Em tempo, a subida à J-League 1 de 2020 acabou não vindo. Na final do playoff de acesso, em dezembro, o Tokushima precisava vencer o antepenúltimo colocado da primeira divisão (por ironia, o mesmo Bellmare onde Carlos iniciou a trajetória no Japão). O empate por 1 a 1 manteve o rival na elite e o Tokushima na Segundona para 2020.
 
Expectativa para Tóquio 2020
Tokushima fica a 503 quilômetros de Tóquio, em linha reta. Apesar da distância, a população da cidade vive a expectativa dos Jogos Olímpicos e Paralímpicos, que retornam à capital após 56 anos. Com a experiência de mais de uma década vivendo no Japão, Carlos acredita em uma recepção calorosa no país. O Comitê Organizador da Olimpíada colocou 7,8 milhões de ingressos à venda, sendo 70% destinados a moradores locais (só na primeira fase para aquisição, em julho de 2019, foram 3,22 milhões dessas entradas).
 
“O povo japonês abraça qualquer competição ou evento que o país sedia.

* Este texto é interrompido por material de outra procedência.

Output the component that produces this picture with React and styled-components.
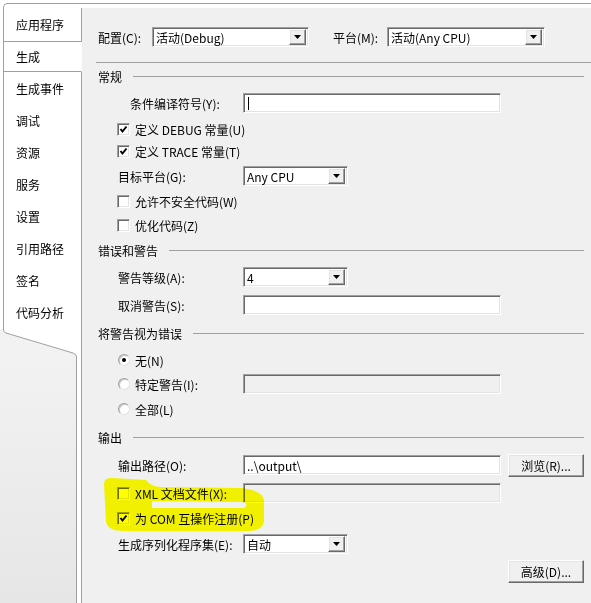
import React from 'react'
import styled, { createGlobalStyle } from 'styled-components'

const GlobalStyle = createGlobalStyle`
  html, body { margin: 0; padding: 0; background: #fff; }
  body {
    font-family: "Noto Sans CJK SC", "Liberation Sans", sans-serif;
    font-size: 12px;
    color: #000;
  }
`

const Frame = styled.div`
  display: flex;
  height: 603px;
  padding: 3px 0 0 3px;
  box-sizing: border-box;
  overflow: hidden;
`
const Nav = styled.div`
  width: 79px;
  flex-shrink: 0;
  display: flex;
  flex-direction: column;
`
const TabList = styled.div`
  border-top: 1px solid #a0a0a0;
  border-left: 1px solid #a0a0a0;
  border-top-left-radius: 5px;
  padding-top: 4px;
  background: #fff;
`
const Tab = styled.div`
  height: ${p => p.$h}px;
  box-sizing: border-box;
  display: flex;
  align-items: center;
  padding-left: 12px;
  border-right: 1px solid ${p => (p.$selected ? 'transparent' : '#a0a0a0')};
  border-bottom: ${p => (p.$line ? '1px solid #a0a0a0' : 'none')};
  white-space: nowrap;
`
const NavTail = styled.div`
  flex: 1;
  display: flex;
  flex-direction: column;
  margin-left: -3px;
  background: #fff;
  border-right: 1px solid #a0a0a0;
`
const Fold = styled.svg`
  display: block;
  width: 81px;
  height: 30px;
`
const Flap = styled.div`
  flex: 1;
  width: 76px;
  border-right: 1px solid #a0a0a0;
  background: linear-gradient(#f2f2f2, #e6e6e6);
`

const Content = styled.div`
  flex: 1;
  position: relative;
  border-top: 1px solid #a0a0a0;
  background: linear-gradient(#fff 4px, #f0f0f0 4px);
  padding-left: 16px;
`
const ConfigBar = styled.div`
  display: flex;
  align-items: center;
  height: 20px;
  margin-left: -2px;
  padding: 23px 0 15px 2px;
  border-bottom: 1px solid #a0a0a0;
`
const BarLabel = styled.span`
  width: ${p => p.$w}px;
  margin-left: ${p => p.$ml || 0}px;
  white-space: nowrap;
`
const Header = styled.div`
  display: flex;
  align-items: center;
  height: 16px;
  margin-top: ${p => p.$mt}px;
`
const HeaderLine = styled.div`
  flex: 1;
  height: 1px;
  background: #a0a0a0;
  margin: 0 9px 0 11px;
`
const Row = styled.div`
  display: flex;
  align-items: center;
  height: 22px;
  margin-top: ${p => p.$mt}px;
  padding-left: ${p => (p.$check ? 19 : 20)}px;
  padding-right: 9px;
  justify-content: ${p => (p.$end ? 'flex-end' : 'flex-start')};
`
const Label = styled.span`
  width: 125px;
  box-sizing: border-box;
  padding-left: ${p => p.$indent || 0}px;
  white-space: nowrap;
`
const sunken = `
  box-sizing: border-box;
  border: 1px solid;
  border-color: #a0a0a0 #fff #fff #a0a0a0;
  box-shadow: inset 1px 1px #696969, inset -1px -1px #e3e3e3;
`
const raised = `
  box-sizing: border-box;
  border: 1px solid;
  border-color: #fff #696969 #696969 #fff;
  box-shadow: inset -1px -1px #a0a0a0, inset 1px 1px #e3e3e3;
  background: #f0f0f0;
`
const TextBox = styled.div`
  ${sunken}
  width: 258px;
  height: 20px;
  display: flex;
  align-items: center;
  padding-left: 3px;
  background: ${p => (p.$disabled ? '#f0f0f0' : '#fff')};
  white-space: nowrap;
`
const Caret = styled.span`
  width: 1px;
  height: 13px;
  margin-left: 1px;
  background: #000;
`
const ComboBox = styled.div`
  ${sunken}
  width: ${p => p.$w}px;
  height: 20px;
  display: flex;
  align-items: center;
  padding: 0 2px 0 3px;
  background: #fff;
  white-space: nowrap;
`
const ComboValue = styled.span`
  flex: 1;
`
const DropBtn = styled.span`
  ${raised}
  width: 17px;
  height: 16px;
  display: flex;
  align-items: center;
  justify-content: center;
`
const Button = styled.div`
  ${raised}
  width: 76px;
  height: 23px;
  margin-left: ${p => p.$ml || 0}px;
  display: flex;
  align-items: center;
  justify-content: center;
  white-space: nowrap;
`
const Box = styled.span`
  ${sunken}
  width: 13px;
  height: 13px;
  background: #fff;
  display: flex;
  align-items: center;
  justify-content: center;
  flex-shrink: 0;
`
const RadioDot = styled.span`
  width: 12px;
  height: 12px;
  box-sizing: border-box;
  border-radius: 50%;
  border: 1px solid;
  border-color: #a0a0a0 #e3e3e3 #e3e3e3 #a0a0a0;
  box-shadow: inset 1px 1px #c8c8c8;
  background: #fff;
  display: flex;
  align-items: center;
  justify-content: center;
  margin-left: 1px;
  &::after {
    content: '';
    width: 4px;
    height: 4px;
    border-radius: 50%;
    background: ${p => (p.$on ? '#000' : 'transparent')};
  }
`
const OptText = styled.span`
  margin-left: 5px;
  white-space: nowrap;
`
const OptLabel = styled.span`
  width: 126px;
  display: flex;
  align-items: center;
`
const Highlight = styled.svg`
  position: absolute;
  left: 0;
  top: 0;
  width: 100%;
  height: 100%;
  pointer-events: none;
  mix-blend-mode: multiply;
`

const tabs = [
  { label: '应用程序', h: 34, line: true },
  { label: '生成', h: 30, line: true, selected: true },
  { label: '生成事件', h: 32 },
  { label: '调试', h: 32 },
  { label: '资源', h: 32 },
  { label: '服务', h: 32 },
  { label: '设置', h: 32 },
  { label: '引用路径', h: 32 },
  { label: '签名', h: 32 },
  { label: '代码分析', h: 32 },
]

function Combo({ w, value }) {
  return (
    <ComboBox $w={w}>
      <ComboValue>{value}</ComboValue>
      <DropBtn>
        <svg width="7" height="4" viewBox="0 0 7 4"><path d="M0 0H7L3.5 4Z" fill="#000" /></svg>
      </DropBtn>
    </ComboBox>
  )
}

function Check({ on, label, width }) {
  const content = (
    <>
      <Box>
        {on && (
          <svg width="9" height="9" viewBox="0 0 9 9">
            <polyline points="1.5,4 3.5,6.5 7.5,1.5" fill="none" stroke="#000" strokeWidth="2" />
          </svg>
        )}
      </Box>
      <OptText>{label}</OptText>
    </>
  )
  return width ? <OptLabel>{content}</OptLabel> : content
}

function Radio({ on, label, wide }) {
  const content = (
    <>
      <RadioDot $on={on} />
      <OptText>{label}</OptText>
    </>
  )
  return wide ? <OptLabel>{content}</OptLabel> : content
}

export default function App() {
  return (
    <>
      <GlobalStyle />
      <Frame>
        <Nav>
          <TabList>
            {tabs.map(t => (
              <Tab key={t.label} $h={t.h} $line={t.line} $selected={t.selected}>{t.label}</Tab>
            ))}
          </TabList>
          <NavTail>
            <Fold viewBox="0 0 81 30">
              <path d="M3 2Q3 4 6 5L73 25Q76 26 76 29V30H0V1H3Z" fill="#f2f2f2" />
              <path d="M3.5 0V2Q3.5 4 6 5L73 25Q76.5 26 76.5 29V30" fill="none" stroke="#a0a0a0" />
            </Fold>
            <Flap />
          </NavTail>
        </Nav>

        <Content>
          <ConfigBar>
            <BarLabel $w={54}>配置(C):</BarLabel>
            <Combo w={157} value="活动(Debug)" />
            <BarLabel $w={54} $ml={24}>平台(M):</BarLabel>
            <Combo w={158} value="活动(Any CPU)" />
          </ConfigBar>

          <Header $mt={5}>常规<HeaderLine /></Header>
          <Row $mt={8}>
            <Label $indent={12}>条件编译符号(Y):</Label>
            <TextBox><Caret /></TextBox>
          </Row>
          <Row $mt={4} $check><Check on label="定义 DEBUG 常量(U)" /></Row>
          <Row $mt={0} $check><Check on label="定义 TRACE 常量(T)" /></Row>
          <Row $mt={3}>
            <Label>目标平台(G):</Label>
            <Combo w={105} value="Any CPU" />
          </Row>
          <Row $mt={3} $check><Check label="允许不安全代码(W)" /></Row>
          <Row $mt={2} $check><Check label="优化代码(Z)" /></Row>

          <Header $mt={6}>错误和警告<HeaderLine /></Header>
          <Row $mt={8}>
            <Label>警告等级(A):</Label>
            <Combo w={105} value="4" />
          </Row>
          <Row $mt={6}>
            <Label>取消警告(S):</Label>
            <TextBox />
          </Row>

          <Header $mt={9}>将警告视为错误<HeaderLine /></Header>
          <Row $mt={8} $check><Radio on label="无(N)" /></Row>
          <Row $mt={2} $check>
            <Radio wide label="特定警告(I):" />
            <TextBox $disabled />
          </Row>
          <Row $mt={3} $check><Radio label="全部(L)" /></Row>

          <Header $mt={9}>输出<HeaderLine /></Header>
          <Row $mt={9}>
            <Label>输出路径(O):</Label>
            <TextBox>..\output\</TextBox>
            <Button $ml={7}>浏览(R)...</Button>
          </Row>
          <Row $mt={6} $check>
            <Check width label="XML 文档文件(X):" />
            <TextBox $disabled />
          </Row>
          <Row $mt={3} $check><Check on label="为 COM 互操作注册(P)" /></Row>
          <Row $mt={4}>
            <Label>生成序列化程序集(E):</Label>
            <Combo w={105} value="自动" />
          </Row>
          <Row $mt={5} $end>
            <Button>高级(D)...</Button>
          </Row>

          <Highlight>
            <g transform="translate(-82 -4)">
              <path
                fillRule="evenodd"
                fill="#ffff00"
                d="M104 484Q104 477 112 478L146 480Q150 486 160 487L240 488Q262 490 264 500L264 522Q262 531 248 531L124 531Q108 531 106 522Z M152 501L244 502Q249 505 244 508L152 508Z"
              />
            </g>
          </Highlight>
        </Content>
      </Frame>
    </>
  )
}
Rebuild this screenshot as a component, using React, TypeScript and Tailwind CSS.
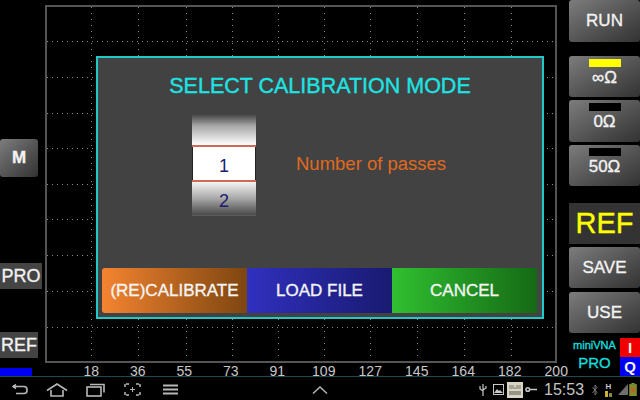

Foi assim lá atrás [2002], na Copa do Mundo, e agora em 2019 com o Mundial de Rugby, que nem é um esporte tão divulgado por aqui, e foi sensacional. Tokushima, inclusive, recebeu os treinos da seleção da Geórgia [de rugby]. Sei que cidades próximas, como Osaka e Kobe, receberão [a aclimatação de] algumas delegações. Espero estar aqui ainda para acompanhar”, encerra o preparador físico, que seguirá no Vortis por mais uma temporada.